-------- The data

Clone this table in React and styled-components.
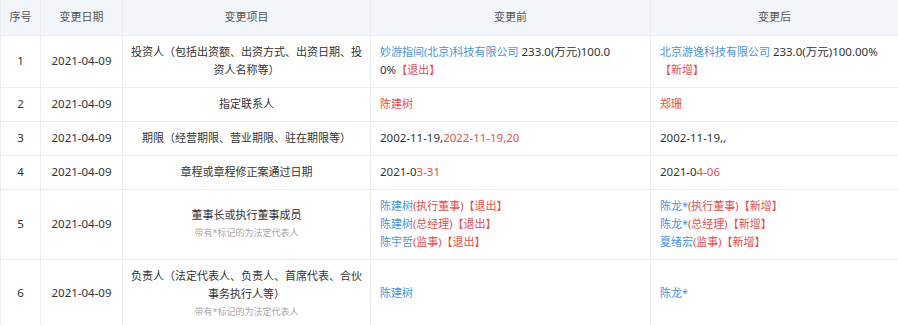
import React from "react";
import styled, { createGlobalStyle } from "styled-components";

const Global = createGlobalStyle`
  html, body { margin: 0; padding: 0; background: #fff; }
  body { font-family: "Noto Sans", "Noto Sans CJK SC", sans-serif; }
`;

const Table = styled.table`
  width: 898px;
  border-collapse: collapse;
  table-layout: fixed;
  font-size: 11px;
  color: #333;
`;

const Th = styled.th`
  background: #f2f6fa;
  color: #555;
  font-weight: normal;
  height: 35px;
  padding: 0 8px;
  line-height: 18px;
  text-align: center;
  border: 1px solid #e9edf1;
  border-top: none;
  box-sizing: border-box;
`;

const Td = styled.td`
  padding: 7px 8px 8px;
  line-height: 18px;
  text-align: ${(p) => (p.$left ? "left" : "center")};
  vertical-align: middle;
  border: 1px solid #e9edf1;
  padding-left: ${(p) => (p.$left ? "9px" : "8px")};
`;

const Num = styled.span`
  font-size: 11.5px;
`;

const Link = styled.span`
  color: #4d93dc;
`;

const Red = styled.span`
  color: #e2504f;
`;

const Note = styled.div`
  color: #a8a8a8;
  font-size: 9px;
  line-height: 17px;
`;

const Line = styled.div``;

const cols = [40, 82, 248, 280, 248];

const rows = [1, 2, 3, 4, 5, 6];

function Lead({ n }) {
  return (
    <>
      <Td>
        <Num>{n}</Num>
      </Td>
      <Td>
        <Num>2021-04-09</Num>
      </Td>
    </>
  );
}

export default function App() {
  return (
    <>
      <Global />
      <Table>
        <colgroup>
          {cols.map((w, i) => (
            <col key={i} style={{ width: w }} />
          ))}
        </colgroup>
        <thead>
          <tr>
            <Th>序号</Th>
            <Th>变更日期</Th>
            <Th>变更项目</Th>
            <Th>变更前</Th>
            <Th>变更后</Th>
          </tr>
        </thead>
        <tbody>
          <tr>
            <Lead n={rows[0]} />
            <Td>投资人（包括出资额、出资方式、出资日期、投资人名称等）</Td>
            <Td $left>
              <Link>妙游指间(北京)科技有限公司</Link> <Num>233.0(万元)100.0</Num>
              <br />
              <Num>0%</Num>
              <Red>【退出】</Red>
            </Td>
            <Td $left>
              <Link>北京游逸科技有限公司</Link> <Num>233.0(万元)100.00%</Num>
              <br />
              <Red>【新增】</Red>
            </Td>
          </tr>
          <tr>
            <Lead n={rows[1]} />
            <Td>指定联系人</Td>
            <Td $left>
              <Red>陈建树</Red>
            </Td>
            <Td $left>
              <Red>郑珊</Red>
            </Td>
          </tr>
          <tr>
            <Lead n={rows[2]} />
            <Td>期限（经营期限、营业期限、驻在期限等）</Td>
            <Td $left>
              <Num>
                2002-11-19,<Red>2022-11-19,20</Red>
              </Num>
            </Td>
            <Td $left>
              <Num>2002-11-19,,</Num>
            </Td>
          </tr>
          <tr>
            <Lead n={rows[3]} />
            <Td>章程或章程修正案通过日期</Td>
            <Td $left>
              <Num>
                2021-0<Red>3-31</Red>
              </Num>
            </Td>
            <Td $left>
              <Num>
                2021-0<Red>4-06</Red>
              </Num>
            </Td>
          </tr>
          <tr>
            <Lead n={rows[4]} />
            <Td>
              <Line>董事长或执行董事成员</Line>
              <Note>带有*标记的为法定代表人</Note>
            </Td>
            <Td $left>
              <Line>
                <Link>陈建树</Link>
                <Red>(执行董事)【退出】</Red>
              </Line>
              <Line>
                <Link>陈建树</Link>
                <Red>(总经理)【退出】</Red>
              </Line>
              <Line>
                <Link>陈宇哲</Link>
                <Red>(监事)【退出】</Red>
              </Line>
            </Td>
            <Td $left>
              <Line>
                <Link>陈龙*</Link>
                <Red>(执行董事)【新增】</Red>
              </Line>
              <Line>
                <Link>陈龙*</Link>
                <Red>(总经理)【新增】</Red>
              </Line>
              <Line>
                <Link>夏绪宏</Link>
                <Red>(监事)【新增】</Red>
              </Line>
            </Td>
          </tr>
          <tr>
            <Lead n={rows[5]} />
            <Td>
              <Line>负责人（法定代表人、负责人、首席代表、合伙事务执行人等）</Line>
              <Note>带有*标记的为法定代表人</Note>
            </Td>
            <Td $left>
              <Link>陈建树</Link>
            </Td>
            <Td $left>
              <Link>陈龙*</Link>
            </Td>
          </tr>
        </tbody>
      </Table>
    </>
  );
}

----------------
-------- The data

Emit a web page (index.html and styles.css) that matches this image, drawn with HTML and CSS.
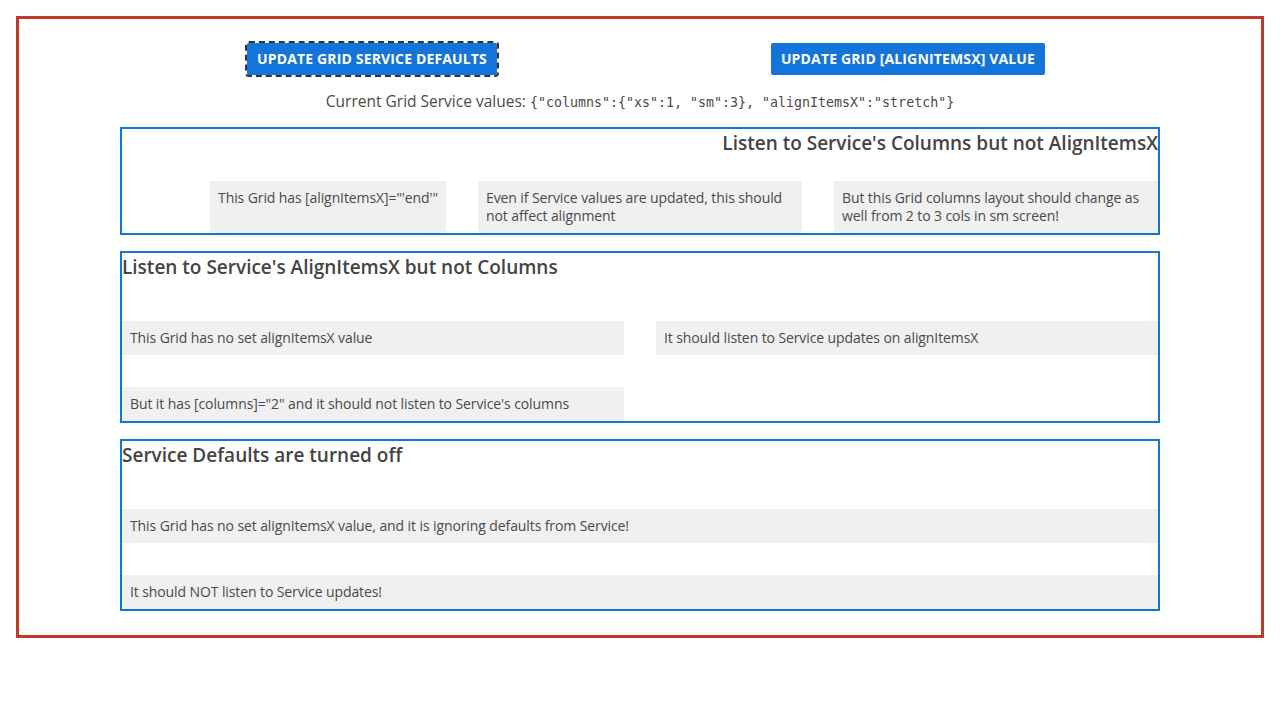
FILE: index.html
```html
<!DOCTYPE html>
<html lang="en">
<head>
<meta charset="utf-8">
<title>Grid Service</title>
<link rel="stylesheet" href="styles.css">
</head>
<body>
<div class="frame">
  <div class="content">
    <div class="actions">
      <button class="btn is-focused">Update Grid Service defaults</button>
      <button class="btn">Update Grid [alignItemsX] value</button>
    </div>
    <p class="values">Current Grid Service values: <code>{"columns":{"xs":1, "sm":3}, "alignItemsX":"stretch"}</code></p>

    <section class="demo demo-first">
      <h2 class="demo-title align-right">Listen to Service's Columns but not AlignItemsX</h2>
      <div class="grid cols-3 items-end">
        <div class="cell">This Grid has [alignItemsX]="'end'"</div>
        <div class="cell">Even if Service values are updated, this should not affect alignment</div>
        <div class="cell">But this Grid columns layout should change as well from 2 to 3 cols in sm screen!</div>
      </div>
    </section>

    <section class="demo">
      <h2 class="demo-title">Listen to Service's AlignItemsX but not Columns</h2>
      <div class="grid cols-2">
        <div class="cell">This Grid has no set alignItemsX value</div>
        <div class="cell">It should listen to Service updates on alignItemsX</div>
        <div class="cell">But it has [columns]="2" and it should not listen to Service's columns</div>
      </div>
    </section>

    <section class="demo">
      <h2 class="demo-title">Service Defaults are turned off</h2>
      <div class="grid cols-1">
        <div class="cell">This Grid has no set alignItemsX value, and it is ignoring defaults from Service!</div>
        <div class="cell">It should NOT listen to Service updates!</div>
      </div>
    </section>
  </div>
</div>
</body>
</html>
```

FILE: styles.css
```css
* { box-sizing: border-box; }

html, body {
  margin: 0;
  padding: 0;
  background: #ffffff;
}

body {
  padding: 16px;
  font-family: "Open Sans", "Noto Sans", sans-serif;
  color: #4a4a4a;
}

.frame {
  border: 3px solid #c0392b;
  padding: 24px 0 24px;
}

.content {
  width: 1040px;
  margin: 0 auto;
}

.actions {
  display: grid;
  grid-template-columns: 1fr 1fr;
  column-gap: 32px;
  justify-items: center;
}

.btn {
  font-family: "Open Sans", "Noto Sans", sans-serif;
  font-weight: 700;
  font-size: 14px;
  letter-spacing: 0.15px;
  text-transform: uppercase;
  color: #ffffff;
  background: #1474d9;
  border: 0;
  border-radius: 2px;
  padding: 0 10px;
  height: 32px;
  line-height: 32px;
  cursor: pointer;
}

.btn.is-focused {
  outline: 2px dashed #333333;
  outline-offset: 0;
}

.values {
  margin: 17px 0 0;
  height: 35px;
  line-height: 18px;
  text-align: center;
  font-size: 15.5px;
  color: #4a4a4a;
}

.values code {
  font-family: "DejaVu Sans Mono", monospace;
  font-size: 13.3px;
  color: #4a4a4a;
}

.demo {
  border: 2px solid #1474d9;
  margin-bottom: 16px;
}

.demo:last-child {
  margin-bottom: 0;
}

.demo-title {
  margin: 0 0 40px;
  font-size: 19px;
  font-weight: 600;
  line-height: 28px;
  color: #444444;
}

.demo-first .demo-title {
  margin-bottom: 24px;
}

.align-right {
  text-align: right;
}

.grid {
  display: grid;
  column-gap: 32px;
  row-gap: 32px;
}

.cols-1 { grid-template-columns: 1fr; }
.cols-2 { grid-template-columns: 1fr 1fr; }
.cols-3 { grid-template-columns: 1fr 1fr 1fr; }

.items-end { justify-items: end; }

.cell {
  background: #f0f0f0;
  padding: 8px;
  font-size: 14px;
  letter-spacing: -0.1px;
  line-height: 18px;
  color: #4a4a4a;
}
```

----------------

In the listing, find all lines with the string "React" and copy them.

Clone this table in React and styled-components.
import React from "react";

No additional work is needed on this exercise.